Nos mémoires ne valent pas un cloud

Monsieur Toumaurau. Il est 19 heures dans la vraie vie. Monsieur Toumaurau habite Nantes. Il cherche à se procurer un livre. Il veut se rendre à la librairie, mais la librairie n'a plus d'adresse stable. Elle est un jour située au pied du quartier de la défense à Paris, un autre jour dans le jura, un troisième jour à Toulouse. La librairie n'a plus d'adresse stable parce qu'elle dispose de toutes les adresses existantes. Il suffit à Monsieur Toumaurau de pousser une porte pour être dans la librairie. Il entre et cherche quoi lire. Il aimerait bien un roman de science-fiction. En rayonnage le classement par nombre de "like" a déjà depuis longtemps remplacé l'ordre alphabétique ou thématique. Monsieur Toumaurau optera pour le roman Bit.ly/Ep6bCKtt. Pratique de ne plus avoir à retenir de nom d'auteur ou même de titre. Avec 17 000 like dont 70 en provenance de profils affichant les mêmes préférences littéraires que les siennes, Monsieur Toumaurau voit, en même temps qu'il règle 6 euros depuis son cellulaire, s'afficher sur l'écran de sa liseuse qu'il n'a que 17% de chances de ne pas aller au bout de le lecture du roman Bit.ly/Ep6bCKtt. Il commence à lire et à générer des liens sponsorisés qui, s'il s'applique, lui rapporteront un peu plus de 2 euros la semaine. Ce qui ramènera donc le prix d'achat de son roman à moins de 4 euros net. Monsieur Toumaurau est un bot, un lecteur industriel, un robot de dernière génération qui indexe en temps réel les ouvrages disponibles et génère des liens sponsorisés. Il est 19h01 sur le réseau. Monsieur Toumaurau habite Lyon.
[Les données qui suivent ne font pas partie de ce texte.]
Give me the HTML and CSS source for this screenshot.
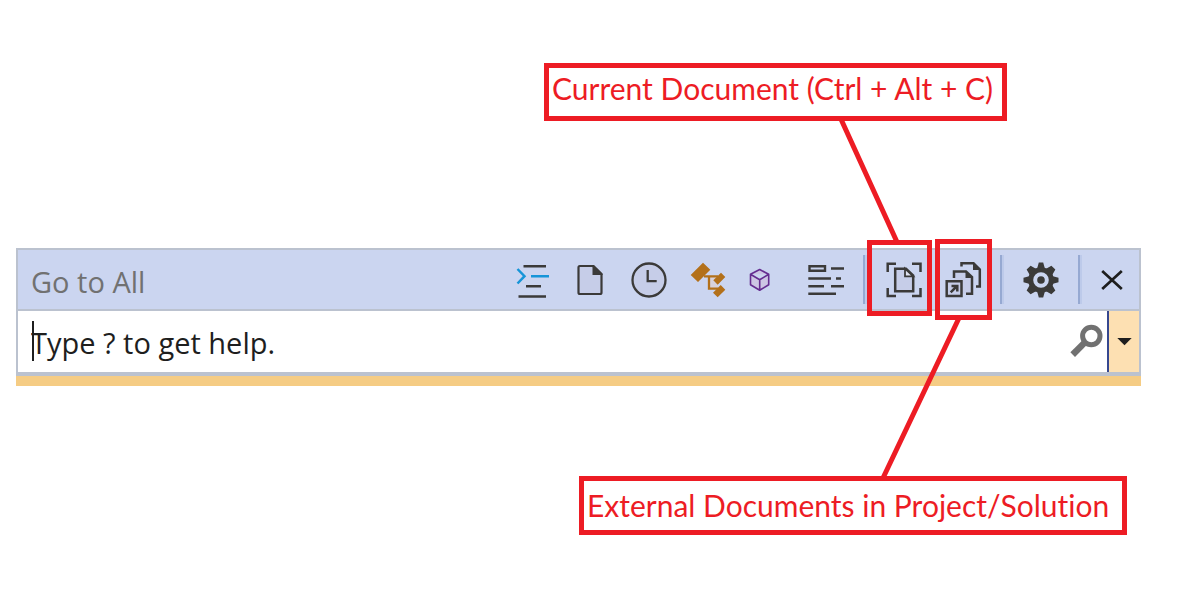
FILE: index.html
```html
<!DOCTYPE html>
<html lang="en">
<head>
<meta charset="utf-8">
<title>Go to All</title>
<link rel="stylesheet" href="styles.css">
</head>
<body>
<main class="stage">
  <section class="panel">
    <header class="toolbar">
      <h1 class="title">Go to All</h1>
      <button class="tool" aria-label="Go to line">
        <svg viewBox="502 250 59 59" fill="none" stroke="#3b3a39" stroke-width="2.5"><path d="M523.5 266.2H546M526 286.2H541M518.5 296.5H546"/><path stroke="#1695d8" d="M531 276.3H549M517.5 269L524.5 276.2L517.5 283.5"/></svg>
      </button>
      <button class="tool" aria-label="Files">
        <svg viewBox="561 250 59 59"><path d="M579.8 266H593L601.5 274.500V292.500Q601.5 294 600 294H580Q578.500 294 578.500 292.500V267.500Q578.500 266 579.800 266Z" fill="#c6cde8" stroke="#3b3a39" stroke-width="2.2"/><path d="M592.5 265H594L602.6 273.600V275H592.500Z" fill="#3b3a39"/></svg>
      </button>
      <button class="tool" aria-label="Recent files">
        <svg viewBox="620 250 59 59" fill="none" stroke="#3b3a39" stroke-width="2.3"><circle cx="649" cy="280" r="16.500" fill="#c6cde8"/><path d="M647.700 270V281.200H656.700"/></svg>
      </button>
      <button class="tool" aria-label="Types">
        <svg viewBox="679 250 59 59" fill="#b3701a"><path d="M708 276H718V289H709Z" fill="#d8d2dc"/><path d="M704 276.300H718M709 276V288.600H718" fill="none" stroke="#b3701a" stroke-width="2.300"/><path d="M703 262.700L710.300 269.700L698 282L690.700 275ZM721 272.700L725.300 277L717.700 284.700L713.300 280.300ZM720.700 285L725.300 289.700L717.700 297.300L713 292.700Z"/></svg>
      </button>
      <button class="tool" aria-label="Members">
        <svg viewBox="738 250 59 59" fill="#cdc6e4" stroke="#652d90" stroke-width="1.6" stroke-linejoin="round"><path d="M759.700 269.500L768.700 274.300V284.800L759.700 290.200L750.500 284.800V274.300ZM750.500 274.300L759.700 279.700L768.700 274.300M759.700 279.700V290.200"/></svg>
      </button>
      <button class="tool" aria-label="Symbols">
        <svg viewBox="797 250 59 59" fill="none" stroke="#3b3a39" stroke-width="2.400"><path d="M809.500 266.300H825V270.800H809.500ZM831 268.500H844M808.300 278.500H831M836 278.500H841M808.300 286.300H824M831 286.300H844M808.300 293.800H836"/></svg>
      </button>
      <span class="separator"></span>
      <button class="tool" aria-label="Current document (Ctrl + Alt + C)">
        <svg viewBox="875 250 59 59" fill="none" stroke="#3b3a39" stroke-width="2.500"><path d="M896 263.800H887.700V272M912 263.800H920.500V272M896 296H887.700V288M912 296H920.500V288"/><path fill="#c6cde8" d="M895.200 268.700H906L913.200 275.500V291.300H895.200Z"/><path fill="#dfe2f1" stroke-width="1.800" d="M905 268.500V276.300H913.200Z"/></svg>
      </button>
      <button class="tool" aria-label="External documents in project or solution">
        <svg viewBox="934 250 59 59" fill="none" stroke="#3b3a39" stroke-width="2.500"><path d="M961.500 266.500V263.300H973.500L979.800 269.500V286.500H976"/><path d="M973 262.500L980.500 270H973Z" fill="#3b3a39" stroke="none"/><path fill="#c6cde8" stroke="none" d="M954 271.500H966L972 277V293.700H962V280H954Z"/><path d="M954 278V271.500H966L972 277V293.700H966"/><path d="M965.500 270.500L973 278H965.500Z" fill="#3b3a39" stroke="none"/><path fill="#c6cde8" d="M946.700 281.300H961.500V296H946.700Z"/><path d="M950.700 292.300L957 286M951.500 286H957.300V291.500"/></svg>
      </button>
      <span class="separator"></span>
      <button class="tool" aria-label="Settings">
        <svg viewBox="1012 250 59 59"><g transform="translate(1041 280)" fill="#3b3a39"><circle r="12.800"/><path d="M-4 -11L-2.200 -17.500H2.200L4 -11ZM-4 11L-2.200 17.500H2.200L4 11ZM-11 -4L-17.500 -2.200V2.200L-11 4ZM11 -4L17.500 -2.200V2.200L11 4Z"/><path transform="rotate(45)" d="M-4.500 -11L-2.800 -17.500H2.800L4.500 -11ZM-4.500 11L-2.800 17.500H2.800L4.500 11ZM-11 -4.500L-17.500 -2.800V2.800L-11 4.500ZM11 -4.500L17.500 -2.800V2.800L11 4.500Z"/><circle r="5.800" fill="none" stroke="#cbd5f0" stroke-width="4"/></g></svg>
      </button>
      <span class="separator"></span>
      <button class="tool close" aria-label="Close">
        <svg viewBox="1090 250 49 59" fill="none" stroke="#1e1e1e" stroke-width="2.700"><path d="M1102.200 271L1121.800 289M1121.800 271L1102.200 289"/></svg>
      </button>
    </header>
    <div class="search">
      <span class="caret"></span>
      <input class="query" type="text" placeholder="Type ? to get help." aria-label="Search">
      <button class="find" aria-label="Find">
        <svg viewBox="1067 311 40 61" fill="none" stroke="#717171"><circle cx="1091.300" cy="336" r="8.700" stroke-width="5"/><path d="M1085.500 341.800L1072.700 354.600" stroke-width="6.500"/></svg>
      </button>
      <button class="more" aria-label="Search options">
        <svg viewBox="1109 311 30 61"><path d="M1117.300 338H1131.700L1124.500 345.300Z" fill="#1e1e1e"/></svg>
      </button>
    </div>
    <div class="accent"></div>
  </section>
  <div class="notes">
    <svg class="connectors" viewBox="545 0 650 594" stroke="#ed1c24" stroke-width="5"><path d="M840 117L897 242M959 318L883 478"/></svg>
    <span class="frame frame-current"></span>
    <span class="frame frame-external"></span>
    <p class="label label-current">Current Document (Ctrl + Alt + C)</p>
    <p class="label label-external">External Documents in Project/Solution</p>
  </div>
</main>
</body>
</html>
```
FILE: styles.css
```css
* { box-sizing: border-box; }
body {
  margin: 0;
  background: #fff;
  color: #1e1e1e;
  font-family: "Open Sans", "Noto Sans", sans-serif;
}
button {
  margin: 0;
  padding: 0;
  border: 0;
  background: none;
}
svg { display: block; }
.stage {
  position: relative;
  min-height: 594px;
  padding: 248px 54px 0 16px;
}
.panel { min-width: 720px; }
.toolbar {
  display: flex;
  align-items: center;
  border: 2px solid #bbc2cf;
  background: #cbd5f0;
}
.title {
  flex: 1;
  margin: 0;
  padding: 4px 0 0 13px;
  color: #717171;
  font-size: 29px;
  line-height: 40px;
  font-weight: 400;
}
.tool, .tool svg {
  width: 59px;
  height: 59px;
}
.close, .close svg { width: 49px; }
.separator {
  width: 4px;
  height: 49px;
  margin: 0 8px 0 7px;
  border-left: 2px solid #96a9d2;
  background: #bdcaea;
}
.search {
  position: relative;
  display: flex;
  border: solid #bbc2cf;
  border-width: 0 2px 4px;
  background: #fff;
}
.query {
  flex: 1;
  min-width: 0;
  padding: 2px 0 0 13px;
  border: 0;
  outline: 0;
  background: none;
  color: #1e1e1e;
  font: 29px "Open Sans", "Noto Sans", sans-serif;
}
.query::placeholder {
  color: #1e1e1e;
  opacity: 1;
}
.caret {
  position: absolute;
  left: 14px;
  top: 10px;
  width: 2px;
  height: 40px;
  background: #1e1e1e;
}
.find svg {
  width: 40px;
  height: 61px;
}
.more {
  border-left: 2px solid #36488f;
  background: #fde0b2;
}
.more svg {
  width: 30px;
  height: 61px;
}
.accent {
  height: 10px;
  background: #f5cc84;
}
.notes {
  position: absolute;
  top: 0;
  right: 0;
  width: 650px;
  height: 594px;
  pointer-events: none;
}
.connectors {
  width: 650px;
  height: 594px;
}
.frame, .label {
  position: absolute;
  border: 5px solid #ed1c24;
}
.frame-current {
  top: 240px;
  right: 263px;
  width: 65px;
  height: 76px;
}
.frame-external {
  top: 239px;
  right: 203px;
  width: 57px;
  height: 81px;
}
.label {
  margin: 0;
  padding: 0 3px;
  background: #fff;
  color: #ed1c24;
  font-family: Lato, "Open Sans", sans-serif;
  font-size: 30px;
  font-variant-ligatures: none;
  line-height: 40px;
  white-space: nowrap;
}
.label-current {
  top: 63px;
  right: 188px;
  width: 463px;
  height: 58px;
}
.label-external {
  top: 476px;
  right: 68px;
  width: 548px;
  height: 59px;
  padding-top: 4px;
}
```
Les 3 petites morts du web.

Le web s'est construit sur des contenus, bénéficiant d'un adressage stable, contenus librement accessibles et explicitement qualifiables au moyen des liens hypertextes. Ces 3 piliers sont aujourd'hui ouvertement menacés.

  1. L'économie de la recommandation est aussi une économie de la saturation. Les like et autres "+1", les stratégies du graphe des bouton-poussoir menacent chaque jour davantage l'écosystème du web. nous ne posons plus de liens. Nous n'écrivons plus, nous ne pointons plus vers d'autres écrits, vers d'autres adresses, vers d'autres contenus. Nous préférons les signaler, en déléguant la gestion de ces signalements éparpillés à des sociétés tierces sans jamais se questionner sur ce que peut valoir pour tous un signalement non-pérenne, un signal éphémère.
  2. L'externalisation de nos mémoires est devenue l'essentiel de nos modes d'accès de de consommation. L'informatique est "en nuages". Nos mémoires documentaires, mais également nos mémoires intimes sont en passe d'être complètement externalisées. Nous avons tendance à oublier l'importance de se souvenir puisqu'il est devenu possible de tout se remémorer.  Les contenus sont dans les nuages. Ils ne nous appartiennent plus, ils ne sont plus stockables. La dématérialisation est ici celle de l'épuisement, épuisés que nous serons, demain, à tenter de les retrouver, de les rapatrier, de se les réapproprier.
  3. Le web ne manque pas d'espace, son espace étant virtuellement infini. Pourtant les services du web s'inscrivent dans une logique d'épuisement. Les raccourcisseurs d'URL, nés sur l'écume de la vague Twitter fleurissent aujourd'hui partout. Même la presse papier y a de plus en plus fréquemment recours. les adresses raccourcies, épuisent les possibilités de recours, les possibilités de retour. IRL comme URL, sans adressage pérenne, les digiborigènes que nous sommes se trouvent condamnés au nomadisme à perpétuité.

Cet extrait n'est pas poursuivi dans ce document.